Maybe it’s the familiarity of it home. The routine and the lack of spontaneity. But being in unfamiliar places makes me feel most alive, I suppose. Or maybe it’s that I’m constantly searching for that feeling of home in other places.
Home is where we are
Johannesbug, South Africa
One thing I’ve realized is that we can find home no matter where we find ourselves in the world. In Zambia we felt at peace and familiar with our surroundings. South Africa welcomed and embraced us like no other. Haiti brought me so much joy to see in the faces of those who call Port au Prince home. And India brought me back to myself in a way that I will never be able to explain or recreate.

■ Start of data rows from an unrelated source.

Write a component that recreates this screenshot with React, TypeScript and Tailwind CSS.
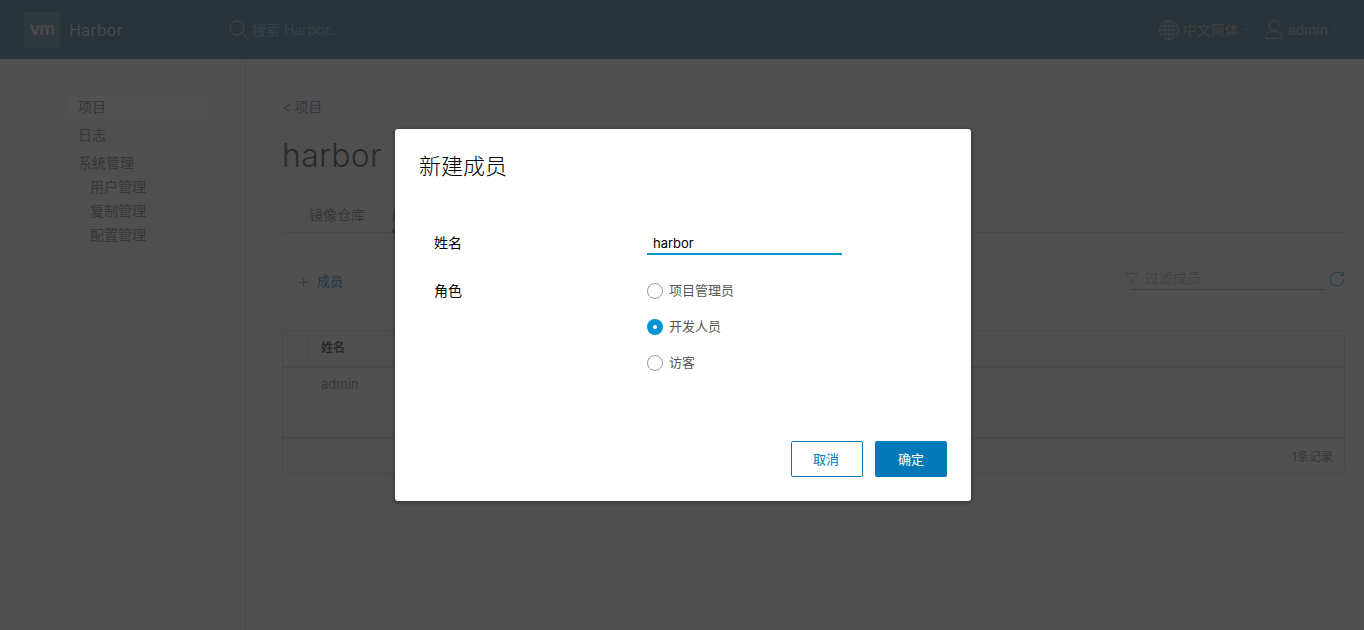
import { Plus, ChevronDown } from 'lucide-react';

const font = { sans: 'font-["Inter","Noto_Sans_CJK_SC",sans-serif]' };

function Radio({ label, checked }: { label: string; checked?: boolean }) {
  return (
    <label className="flex items-center h-[36px]">
      {checked ? (
        <span className="w-[16px] h-[16px] rounded-full bg-[#0094d2] flex items-center justify-center">
          <span className="w-[4px] h-[4px] rounded-full bg-white" />
        </span>
      ) : (
        <span className="w-[16px] h-[16px] rounded-full border border-[#9a9a9a] bg-white" />
      )}
      <span className="ml-[6px] text-[13px] text-[#565656]">{label}</span>
    </label>
  );
}

export default function App() {
  return (
    <div className={`relative h-[630px] w-[1364px] overflow-hidden bg-[#ececec] ${font.sans}`}>
      {/* Header */}
      <header className="h-[59px] bg-[#0c4268] flex items-center">
        <div className="ml-[24px] w-[36px] h-[36px] bg-[#2a5c7c] flex items-center justify-center">
          <span className="font-['Liberation_Sans'] font-bold text-[18px] tracking-[-1px] text-[#c4c4c4]">vm</span>
        </div>
        <span className="ml-[9px] text-[16px] tracking-[0.4px] font-light text-[#dedede] w-[160px]">Harbor</span>
        <svg width="20" height="20" viewBox="0 0 20 20" fill="none" stroke="#a0b5c5" strokeWidth="1">
          <circle cx="8" cy="8" r="7" />
          <path d="M13 13l6 6" />
        </svg>
        <span className="ml-[3px] text-[14px] text-[#5a8fb8]">搜索 Harbor...</span>
        <div className="ml-auto flex items-center mr-[24px]">
          <svg width="20" height="20" viewBox="0 0 20 20" fill="none" stroke="#959ea5" strokeWidth="1">
            <circle cx="10" cy="10" r="9.5" />
            <ellipse cx="10" cy="10" rx="4.5" ry="9.500" />
            <path d="M10 .5v19M1.500 6h17M1.500 14h17M.5 10h19" />
          </svg>
          <span className="ml-[4px] text-[14px] text-[#909090]">中文简体</span>
          <ChevronDown className="ml-[3px] w-[9px] h-[9px] text-[#909090]" strokeWidth={2.5} />
          <svg className="ml-[14px]" width="18" height="21" viewBox="0 0 19 21" fill="none" stroke="#959ea5" strokeWidth="1">
            <circle cx="9.5" cy="6" r="5" />
            <path d="M1 20v-3.500c0-2 3-4 8.500-4s8.500 2 8.500 4V20z" />
          </svg>
          <span className="ml-[5px] text-[14px] text-[#909090]">admin</span>
          <ChevronDown className="ml-[3px] w-[9px] h-[9px] text-[#909090]" strokeWidth={2.5} />
        </div>
      </header>

      <div className="flex h-[571px]">
        {/* Sidebar */}
        <nav className="w-[246px] border-r border-[#c4c4c4] pl-[66px] pt-[36px] text-[14px] text-[#565656] shrink-0">
          <div className="w-[143px] h-[24px] pl-[12px] leading-[24px] bg-[#f6f7f8]">项目</div>
          <div className="h-[28px] pl-[12px] mt-[2px] leading-[28px]">日志</div>
          <div className="relative h-[26px] pl-[12px] leading-[28px]">
            <ChevronDown className="absolute left-[-6px] top-[9px] w-[10px] h-[10px] text-[#999]" strokeWidth={1.25} />
            系统管理
          </div>
          <div className="pl-[24px] leading-[24px]">
            <div>用户管理</div>
            <div>复制管理</div>
            <div>配置管理</div>
          </div>
        </nav>

        {/* Content */}
        <main className="flex-1 pl-[36px] pr-[19px] pt-[38px]">
          <div className="text-[14px] leading-[20px] text-[#5659b6]">
            <span className="mr-[-1px]">&lt; </span>项目
          </div>
          <h1 className="mt-[19px] text-[32px] leading-[40px] tracking-[0.3px] font-light text-[#000]">harbor</h1>
          <div className="mt-[21px] h-[36px] border-b border-[#c4c4c4] flex text-[14px] text-[#565656]">
            <div className="ml-[27px] w-[83px] leading-[36px]">镜像仓库</div>
            <div className="h-[36px] w-[60px] border-b-[3px] border-[#0094d2] leading-[36px]">成员</div>
          </div>

          <div className="mt-[34px] h-[30px] flex items-center">
            <Plus className="ml-[15px] w-[13px] h-[13px] text-[#0079b8]" strokeWidth={1.75} />
            <span className="ml-[7px] text-[13px] font-medium text-[#0079b8]">成员</span>
            <div className="ml-auto mt-[-8px] flex items-center">
              <svg width="13" height="13" viewBox="0 0 13 13" fill="none" stroke="#8a8a8a" strokeWidth="1">
                <path d="M.8 1.500h11.400L8 6.500v4.500l-3-1.500v-3z" />
              </svg>
              <div className="relative ml-[-8px] w-[194px] h-[24px] pl-[15px] border-b border-[#8a8a8a] text-[14px] leading-[24px] text-[#9a9a9a]">
                过滤成员
              </div>
              <svg className="ml-[5px] mt-[2px]" width="16" height="16" viewBox="0 0 16 16" fill="none" stroke="#0079b8" strokeWidth="1">
                <path d="M13.500 3.800A7 7 0 1 0 15 8" />
                <path d="M14.500 .8v3.500H11" />
              </svg>
            </div>
          </div>

          {/* Table */}
          <div className="mt-[33px] h-[144px] border border-[#c4c4c4] rounded-[3px] text-[13px] text-[#565656]">
            <div className="h-[37px] flex items-center border-b-2 border-[#c4c4c4] pb-[2px]">
              <div className="w-[26px] h-[22px] border-r border-[#d4d4d4]" />
              <span className="ml-[12px] text-[12px] font-semibold text-[#000]">姓名</span>
            </div>
            <div className="h-[35px] flex items-center border-b border-[#d4d4d4]">
              <span className="ml-[38px]">admin</span>
            </div>
            <div className="h-[36px] border-b-2 border-[#c4c4c4]" />
            <div className="h-[34px] flex items-center justify-end pt-[1px] pr-[11px] text-[12px]">1条记录</div>
          </div>
        </main>
      </div>

      {/* Backdrop */}
      <div className="absolute inset-0 bg-[rgba(49,49,49,0.84)]" />

      {/* Modal */}
      <div className="absolute inset-0 flex items-center justify-center pl-[2px]">
        <div className="w-[576px] h-[372px] bg-white rounded-[3px] shadow-[0_1px_2px_2px_rgba(0,0,0,0.2)] flex flex-col p-[24px] pt-[20px]">
          <h3 className="text-[22px] leading-[34px] font-light text-[#000]">新建成员</h3>
          <div className="mt-[44px] pl-[15px] flex h-[32px] items-center">
            <span className="w-[213px] pb-[2px] text-[14px] text-[#000]">姓名</span>
            <div className="w-[195px] h-[24px] pl-[6px] pt-[1px] border-b-2 border-[#0094d2] text-[13px] leading-[22px] text-[#000]">harbor</div>
          </div>
          <div className="mt-[14px] pl-[15px] flex">
            <span className="w-[213px] text-[14px] leading-[36px] text-[#000]">角色</span>
            <div className="flex flex-col">
              <Radio label="项目管理员" />
              <Radio label="开发人员" checked />
              <Radio label="访客" />
            </div>
          </div>
          <div className="mt-auto flex justify-end gap-[12px] text-[13px]">
            <button className="w-[72px] h-[36px] pt-[1px] pr-[2px] rounded-[2px] border border-[#0079b8] text-[#0079b8]">取消</button>
            <button className="w-[72px] h-[36px] pt-[1px] rounded-[2px] bg-[#0079b8] text-white">确定</button>
          </div>
        </div>
      </div>
    </div>
  );
}
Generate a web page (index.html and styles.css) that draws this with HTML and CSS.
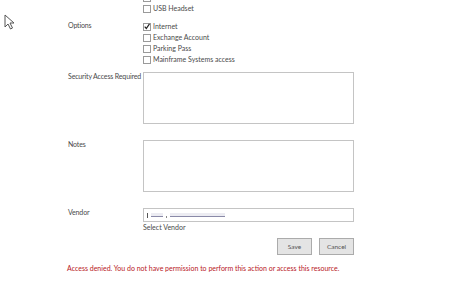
FILE: index.html
```html
<!DOCTYPE html>
<html lang="en">

<head>
    <meta charset="UTF-8" />
    <meta name="viewport" content="width=device-width, initial-scale=1.0" />
    <title>Edit Request</title>
    <link rel="stylesheet" href="styles.css">
</head>

<body>
    <svg class="cursor" width="12" height="16" viewBox="0 0 12 16">
        <path d="M1 1 L1 13 L4 10 L6.5 15 L8.5 14 L6 9 L10 9 Z" fill="#fff" stroke="#555" stroke-width="1" />
    </svg>

    <form class="form">
        <div class="label"></div>
        <div class="choices first">
            <div class="choice"><span class="box"></span></div>
            <div class="choice"><span class="box"></span>USB Headset</div>
        </div>

        <div class="label options">Options</div>
        <div class="choices options">
            <div class="choice">
                <span class="box">
                    <svg width="7" height="7" viewBox="0 0 7 7">
                        <path d="M0.8 3.6 L2.7 5.8 L6.4 0.4" fill="none" stroke="#222" stroke-width="1.4" />
                    </svg>
                </span>Internet
            </div>
            <div class="choice"><span class="box"></span>Exchange Account</div>
            <div class="choice"><span class="box"></span>Parking Pass</div>
            <div class="choice"><span class="box"></span>Mainframe Systems access</div>
        </div>

        <div class="label field">Security Access Required</div>
        <div class="field"><textarea class="area"></textarea></div>

        <div class="label field">Notes</div>
        <div class="field"><textarea class="area"></textarea></div>

        <div class="label field">Vendor</div>
        <div class="field">
            <div class="picker">
                <span class="caret"></span>
                <span class="name short"></span>
                <span class="comma"></span>
                <span class="name long"></span>
            </div>
            <div class="hint">Select Vendor</div>
        </div>

        <div class="buttons">
            <button type="button" class="btn">Save</button>
            <button type="button" class="btn">Cancel</button>
        </div>
    </form>

    <p class="error">Access denied. You do not have permission to perform this action or access this resource.</p>
</body>

</html>
```

FILE: styles.css
```css
body {
    margin: 0;
    font-family: Lato, "Open Sans", sans-serif;
    font-size: 7px;
    color: #4a4a4a;
    background: #fff;
    overflow: hidden;
}

.cursor {
    position: absolute;
    left: 4px;
    top: 14px;
}

.form {
    display: grid;
    grid-template-columns: 75px 212px;
    padding-left: 68px;
    margin-top: -8px;
}

.label {
    white-space: nowrap;
    letter-spacing: -0.15px;
}

.choices {
    display: flex;
    flex-direction: column;
}

.choice {
    display: flex;
    align-items: center;
    height: 11px;
    line-height: 11px;
}

.box {
    width: 6px;
    height: 6px;
    border: 1px solid #9a9a9a;
    background: #fff;
    margin-right: 2px;
    display: flex;
    align-items: center;
    justify-content: center;
}

.box svg {
    display: block;
}

.options {
    margin-top: 7px;
}

.label.options {
    line-height: 9px;
}

.field {
    margin-top: 7px;
}

.label.field {
    line-height: 9px;
}

.area {
    display: block;
    box-sizing: border-box;
    width: 211px;
    height: 52px;
    margin: 0 0 9px 0;
    border: 1px solid #c4c4c4;
    resize: none;
    padding: 0;
}

.picker {
    box-sizing: border-box;
    width: 211px;
    height: 14px;
    border: 1px solid #c4c4c4;
    display: flex;
    align-items: center;
    padding-left: 3px;
    gap: 3px;
}

.caret {
    width: 1px;
    height: 5px;
    background: #555;
}

.name {
    height: 3px;
    border-bottom: 1px solid #8a8aa8;
    background: #ececf2;
}

.short {
    width: 12px;
}

.comma {
    width: 1px;
    height: 2px;
    margin-top: 3px;
    background: #888;
}

.long {
    width: 55px;
}

.hint {
    margin-top: 1px;
    line-height: 9px;
}

.buttons {
    grid-column: 2;
    display: flex;
    justify-content: flex-end;
    gap: 7px;
    width: 211px;
    margin-top: 6px;
}

.btn {
    box-sizing: border-box;
    width: 35px;
    height: 17px;
    border: 1px solid #ababab;
    background: #e4e4e4;
    font-family: inherit;
    font-size: 6.5px;
    color: #555;
    padding: 0;
}

.error {
    margin: 9px 0 0 67px;
    color: #b8171e;
    font-size: 7px;
}
```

I’m realizing that home is not where your family resides, but more about the experiences you have together.
I seem to always return to this concept of home when we travel. Among all the chaos, culture shock, new sights, smells, energies – something seems very familiar about it al. Instantly I recognize it and my surroundings. I connect with the language and the people of that country. Despite language barriers, the boy can always find a friend to play soccer with.
Kliptown Youth Program, Soweto, South Africa
No matter where we are or where we go, we always find ourselves in the people and in our surroundings. I can almost always find the faces of my aunts and grandmothers in the women, whether it’s in Tanzania or Tokyo. We connect with the souls of those we encounter and in these connections we find home no matter where we are.